Das Bundesverwaltungsgericht erwog, so Haktanir, dass den Wortelementen keine Unterscheidungskraft zukomme. Diese seien generisch und beschreibend. Piktogramme könnten gerade durch ihre gestalterische Reduktion unterscheidungskräftige Prägnanz aufweisen, die zu erhöhter Unterscheidungskraft führt. Die Gesamtwirkung des Zeichens sei somit unterscheidungskräftig und individualisierend. Haktanir betonte, dass es sich um einen besonderen Fall handle, der aber für zukünftige kombinierte Marken gewisse Kriterien aufzeigen könne. Der Fall sei besonders, da eine ausreichende Unterscheidungskraft trotz direkt beschreibender «Anhäufung» von Wortelementen und einer funktionalen Abbildung der beanspruchten Dienstleistungen durch ein piktogrammartig gestaltetes Bildelement erkannt wurde.

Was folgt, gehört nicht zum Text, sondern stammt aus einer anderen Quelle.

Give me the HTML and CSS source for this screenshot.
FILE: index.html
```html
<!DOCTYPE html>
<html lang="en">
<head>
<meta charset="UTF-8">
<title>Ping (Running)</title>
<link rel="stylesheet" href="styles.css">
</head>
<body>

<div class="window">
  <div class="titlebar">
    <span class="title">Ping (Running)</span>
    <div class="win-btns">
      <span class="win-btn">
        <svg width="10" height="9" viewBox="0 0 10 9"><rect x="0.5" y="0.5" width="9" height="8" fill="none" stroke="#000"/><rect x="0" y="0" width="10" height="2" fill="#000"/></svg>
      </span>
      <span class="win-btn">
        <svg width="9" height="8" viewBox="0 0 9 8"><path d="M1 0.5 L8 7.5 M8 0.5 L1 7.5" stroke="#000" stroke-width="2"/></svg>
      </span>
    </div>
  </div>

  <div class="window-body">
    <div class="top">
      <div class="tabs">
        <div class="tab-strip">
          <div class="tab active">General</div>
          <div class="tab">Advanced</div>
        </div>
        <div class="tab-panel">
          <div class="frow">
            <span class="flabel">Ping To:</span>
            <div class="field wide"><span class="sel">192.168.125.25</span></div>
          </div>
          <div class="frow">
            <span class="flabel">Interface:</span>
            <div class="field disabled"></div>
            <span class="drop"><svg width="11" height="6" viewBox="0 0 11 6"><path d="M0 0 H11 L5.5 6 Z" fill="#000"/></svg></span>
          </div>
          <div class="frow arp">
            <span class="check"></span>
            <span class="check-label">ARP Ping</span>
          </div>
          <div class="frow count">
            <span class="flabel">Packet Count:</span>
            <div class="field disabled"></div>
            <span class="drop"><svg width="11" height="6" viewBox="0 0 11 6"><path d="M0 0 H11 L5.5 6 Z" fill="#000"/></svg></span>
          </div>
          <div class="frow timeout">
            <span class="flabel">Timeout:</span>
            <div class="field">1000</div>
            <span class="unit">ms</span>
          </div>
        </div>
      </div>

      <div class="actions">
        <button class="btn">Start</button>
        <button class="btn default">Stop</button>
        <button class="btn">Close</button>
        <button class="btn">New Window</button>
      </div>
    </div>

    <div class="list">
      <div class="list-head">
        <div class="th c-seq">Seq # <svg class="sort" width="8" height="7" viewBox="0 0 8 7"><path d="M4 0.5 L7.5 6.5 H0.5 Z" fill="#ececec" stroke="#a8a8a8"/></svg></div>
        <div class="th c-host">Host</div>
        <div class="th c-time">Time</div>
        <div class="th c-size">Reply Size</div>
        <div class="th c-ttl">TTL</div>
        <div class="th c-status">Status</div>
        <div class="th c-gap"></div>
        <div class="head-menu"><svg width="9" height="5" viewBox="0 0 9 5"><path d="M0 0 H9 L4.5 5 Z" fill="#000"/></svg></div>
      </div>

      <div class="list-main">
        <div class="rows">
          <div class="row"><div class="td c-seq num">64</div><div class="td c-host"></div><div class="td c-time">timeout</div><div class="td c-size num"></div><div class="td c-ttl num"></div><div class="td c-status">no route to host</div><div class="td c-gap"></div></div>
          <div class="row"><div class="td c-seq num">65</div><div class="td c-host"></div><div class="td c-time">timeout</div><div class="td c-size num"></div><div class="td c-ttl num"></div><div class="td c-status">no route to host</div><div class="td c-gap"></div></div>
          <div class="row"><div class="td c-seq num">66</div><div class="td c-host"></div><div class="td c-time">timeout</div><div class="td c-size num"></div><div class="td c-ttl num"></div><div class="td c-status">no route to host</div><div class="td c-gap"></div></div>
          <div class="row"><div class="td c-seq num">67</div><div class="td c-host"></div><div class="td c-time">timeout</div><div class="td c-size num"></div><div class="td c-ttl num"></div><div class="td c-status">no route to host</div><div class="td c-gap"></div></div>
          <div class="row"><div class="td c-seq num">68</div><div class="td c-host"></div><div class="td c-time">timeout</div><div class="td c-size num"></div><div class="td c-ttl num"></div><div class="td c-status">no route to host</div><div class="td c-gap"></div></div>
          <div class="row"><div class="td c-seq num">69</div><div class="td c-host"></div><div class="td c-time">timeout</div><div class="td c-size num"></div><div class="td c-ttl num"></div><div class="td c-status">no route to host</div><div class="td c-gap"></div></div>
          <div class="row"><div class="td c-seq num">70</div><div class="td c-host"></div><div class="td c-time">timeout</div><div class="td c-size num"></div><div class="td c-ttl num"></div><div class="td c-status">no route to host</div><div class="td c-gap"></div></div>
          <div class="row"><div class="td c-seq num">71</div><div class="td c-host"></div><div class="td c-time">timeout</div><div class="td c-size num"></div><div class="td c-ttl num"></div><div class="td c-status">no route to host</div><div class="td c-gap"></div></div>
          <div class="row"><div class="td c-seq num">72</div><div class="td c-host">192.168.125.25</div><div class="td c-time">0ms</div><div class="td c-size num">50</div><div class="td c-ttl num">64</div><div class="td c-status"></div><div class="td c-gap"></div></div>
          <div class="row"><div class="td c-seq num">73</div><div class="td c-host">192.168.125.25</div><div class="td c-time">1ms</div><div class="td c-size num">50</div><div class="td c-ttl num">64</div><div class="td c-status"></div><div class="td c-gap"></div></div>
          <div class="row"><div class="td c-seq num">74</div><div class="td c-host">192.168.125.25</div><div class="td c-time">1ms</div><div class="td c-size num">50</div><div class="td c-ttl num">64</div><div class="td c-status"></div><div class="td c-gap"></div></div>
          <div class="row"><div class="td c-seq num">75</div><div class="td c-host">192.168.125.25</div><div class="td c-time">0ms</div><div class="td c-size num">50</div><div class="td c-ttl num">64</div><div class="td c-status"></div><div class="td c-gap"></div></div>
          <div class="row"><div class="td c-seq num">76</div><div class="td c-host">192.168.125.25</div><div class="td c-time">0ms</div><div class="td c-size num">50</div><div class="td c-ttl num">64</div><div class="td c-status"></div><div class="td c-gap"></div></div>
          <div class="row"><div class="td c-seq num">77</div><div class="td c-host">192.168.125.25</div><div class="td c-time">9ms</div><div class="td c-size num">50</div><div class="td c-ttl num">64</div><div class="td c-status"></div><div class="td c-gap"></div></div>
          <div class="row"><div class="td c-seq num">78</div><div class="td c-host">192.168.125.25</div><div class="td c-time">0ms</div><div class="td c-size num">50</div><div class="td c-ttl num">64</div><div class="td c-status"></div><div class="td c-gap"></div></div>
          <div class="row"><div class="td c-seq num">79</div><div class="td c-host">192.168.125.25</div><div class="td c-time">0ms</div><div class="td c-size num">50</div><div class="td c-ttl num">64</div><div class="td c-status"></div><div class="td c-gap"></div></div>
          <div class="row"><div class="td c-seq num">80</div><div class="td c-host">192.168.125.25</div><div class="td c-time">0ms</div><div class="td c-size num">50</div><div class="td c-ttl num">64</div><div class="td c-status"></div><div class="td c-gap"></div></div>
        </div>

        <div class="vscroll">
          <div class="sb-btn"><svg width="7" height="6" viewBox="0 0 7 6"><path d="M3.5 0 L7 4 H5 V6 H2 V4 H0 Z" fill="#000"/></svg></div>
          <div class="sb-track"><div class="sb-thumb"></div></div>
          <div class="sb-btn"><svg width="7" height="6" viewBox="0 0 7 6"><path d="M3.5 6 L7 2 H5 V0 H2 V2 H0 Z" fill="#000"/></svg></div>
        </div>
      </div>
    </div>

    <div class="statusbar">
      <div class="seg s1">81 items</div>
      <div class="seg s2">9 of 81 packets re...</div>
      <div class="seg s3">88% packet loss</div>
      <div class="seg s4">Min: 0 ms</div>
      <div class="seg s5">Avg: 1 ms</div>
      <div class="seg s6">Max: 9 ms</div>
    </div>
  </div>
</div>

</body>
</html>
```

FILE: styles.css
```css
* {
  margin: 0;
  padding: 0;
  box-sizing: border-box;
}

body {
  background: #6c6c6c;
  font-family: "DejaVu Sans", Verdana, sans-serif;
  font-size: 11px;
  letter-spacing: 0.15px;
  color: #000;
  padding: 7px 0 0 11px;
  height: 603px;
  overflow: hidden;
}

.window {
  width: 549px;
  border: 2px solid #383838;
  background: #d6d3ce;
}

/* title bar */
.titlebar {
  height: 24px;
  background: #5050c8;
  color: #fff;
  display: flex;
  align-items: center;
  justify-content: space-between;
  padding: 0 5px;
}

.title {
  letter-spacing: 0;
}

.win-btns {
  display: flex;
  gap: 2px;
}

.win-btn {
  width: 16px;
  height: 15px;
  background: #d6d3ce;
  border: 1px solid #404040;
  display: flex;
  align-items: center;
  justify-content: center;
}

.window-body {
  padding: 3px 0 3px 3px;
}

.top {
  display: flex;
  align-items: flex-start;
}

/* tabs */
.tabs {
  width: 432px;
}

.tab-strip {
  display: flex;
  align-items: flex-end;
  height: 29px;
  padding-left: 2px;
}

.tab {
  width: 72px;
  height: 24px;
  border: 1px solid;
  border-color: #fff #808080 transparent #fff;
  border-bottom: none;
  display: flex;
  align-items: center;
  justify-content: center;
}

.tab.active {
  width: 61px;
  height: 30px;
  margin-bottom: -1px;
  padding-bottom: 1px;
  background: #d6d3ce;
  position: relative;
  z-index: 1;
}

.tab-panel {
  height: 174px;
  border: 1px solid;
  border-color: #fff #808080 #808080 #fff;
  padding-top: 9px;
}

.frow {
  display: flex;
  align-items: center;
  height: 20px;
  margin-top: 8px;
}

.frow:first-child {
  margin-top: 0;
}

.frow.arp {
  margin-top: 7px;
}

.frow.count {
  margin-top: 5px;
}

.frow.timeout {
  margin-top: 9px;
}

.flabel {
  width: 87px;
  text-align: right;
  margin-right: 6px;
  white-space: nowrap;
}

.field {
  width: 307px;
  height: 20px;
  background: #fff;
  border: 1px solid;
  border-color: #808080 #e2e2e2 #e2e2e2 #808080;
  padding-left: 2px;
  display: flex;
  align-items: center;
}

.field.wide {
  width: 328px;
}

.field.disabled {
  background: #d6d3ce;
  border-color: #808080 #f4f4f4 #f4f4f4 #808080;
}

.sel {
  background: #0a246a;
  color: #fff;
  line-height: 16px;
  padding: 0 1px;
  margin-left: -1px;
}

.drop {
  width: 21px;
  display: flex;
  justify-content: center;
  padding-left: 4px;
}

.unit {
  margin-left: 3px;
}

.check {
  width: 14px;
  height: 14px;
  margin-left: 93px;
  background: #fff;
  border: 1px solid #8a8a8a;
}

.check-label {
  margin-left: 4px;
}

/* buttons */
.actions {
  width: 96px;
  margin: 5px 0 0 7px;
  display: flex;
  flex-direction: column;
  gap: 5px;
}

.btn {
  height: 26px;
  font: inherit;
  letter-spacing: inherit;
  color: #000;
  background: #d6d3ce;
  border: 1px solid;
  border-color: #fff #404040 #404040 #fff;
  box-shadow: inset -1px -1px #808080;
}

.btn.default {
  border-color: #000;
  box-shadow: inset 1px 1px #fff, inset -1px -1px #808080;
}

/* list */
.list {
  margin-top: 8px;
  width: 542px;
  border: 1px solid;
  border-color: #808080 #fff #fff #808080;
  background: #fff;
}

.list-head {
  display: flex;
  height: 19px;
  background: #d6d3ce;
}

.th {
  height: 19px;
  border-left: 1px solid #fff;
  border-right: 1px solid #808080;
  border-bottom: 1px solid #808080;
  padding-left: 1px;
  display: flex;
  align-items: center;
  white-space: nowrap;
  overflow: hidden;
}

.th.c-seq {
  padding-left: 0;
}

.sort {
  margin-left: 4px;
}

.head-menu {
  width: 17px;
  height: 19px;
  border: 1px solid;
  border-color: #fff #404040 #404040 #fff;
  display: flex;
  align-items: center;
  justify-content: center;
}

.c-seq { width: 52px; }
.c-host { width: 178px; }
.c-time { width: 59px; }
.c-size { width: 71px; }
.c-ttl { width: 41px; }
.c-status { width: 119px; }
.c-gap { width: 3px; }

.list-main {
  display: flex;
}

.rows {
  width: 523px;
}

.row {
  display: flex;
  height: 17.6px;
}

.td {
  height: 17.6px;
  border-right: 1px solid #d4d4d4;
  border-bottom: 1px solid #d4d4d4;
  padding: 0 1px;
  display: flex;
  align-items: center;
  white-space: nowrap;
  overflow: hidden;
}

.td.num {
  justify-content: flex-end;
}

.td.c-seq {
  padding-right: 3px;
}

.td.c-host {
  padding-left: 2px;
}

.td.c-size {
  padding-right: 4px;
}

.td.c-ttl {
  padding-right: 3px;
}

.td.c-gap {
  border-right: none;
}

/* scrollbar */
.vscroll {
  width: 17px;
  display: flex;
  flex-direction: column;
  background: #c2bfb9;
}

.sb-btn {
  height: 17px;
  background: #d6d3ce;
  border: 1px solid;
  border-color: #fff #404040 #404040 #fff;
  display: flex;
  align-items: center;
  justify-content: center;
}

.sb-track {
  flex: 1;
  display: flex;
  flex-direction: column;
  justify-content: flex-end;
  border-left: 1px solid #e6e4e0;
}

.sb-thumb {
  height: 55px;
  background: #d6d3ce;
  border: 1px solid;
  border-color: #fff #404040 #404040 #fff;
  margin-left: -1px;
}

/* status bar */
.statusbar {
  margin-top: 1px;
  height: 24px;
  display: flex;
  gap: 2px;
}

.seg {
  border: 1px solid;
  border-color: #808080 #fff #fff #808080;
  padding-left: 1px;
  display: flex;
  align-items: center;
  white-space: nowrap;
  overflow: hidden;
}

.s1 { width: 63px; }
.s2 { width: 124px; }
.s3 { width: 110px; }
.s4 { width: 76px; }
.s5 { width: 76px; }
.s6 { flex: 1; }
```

Zum Abschluss widmete sich Haktanir dem Entscheid des BVGer vom 29. Januar 2024, B-4408/2022, Longines (fig.)/Losengs (fig.). Fraglich war, ob eine Verwechslungsgefahr besteht. Das Gericht erkannte betreffend die massgeblichen Verkehrskreise, dass der Endabnehmer von Uhren über eine «etwas erhöhte Aufmerksamkeit» verfüge. Für Fachkreise gelte eine erhöhte Aufmerksamkeit. Vorliegend bestehe zwischen den beiden Zeichen Warenidentität.

Unter Berücksichtigung der Aufmerksamkeit der massgeblichen Verkehrskreise, der Warenidentität, der geringen visuellen Ähnlichkeit sowie der fehlenden klanglichen und sinngehaltlichen Übereinstimmung und in Würdigung der erhöhten Kennzeichnungskraft von «Longines (fig.)» kam das Gericht in der Gesamtbetrachtung zum Schluss, dass keine Verwechslungsgefahr bestehe.

Die folgende Diskussion schloss die Tagung ab. Die Folgeveranstaltung findet am gleichen Ort am 1. Juli 2025 statt.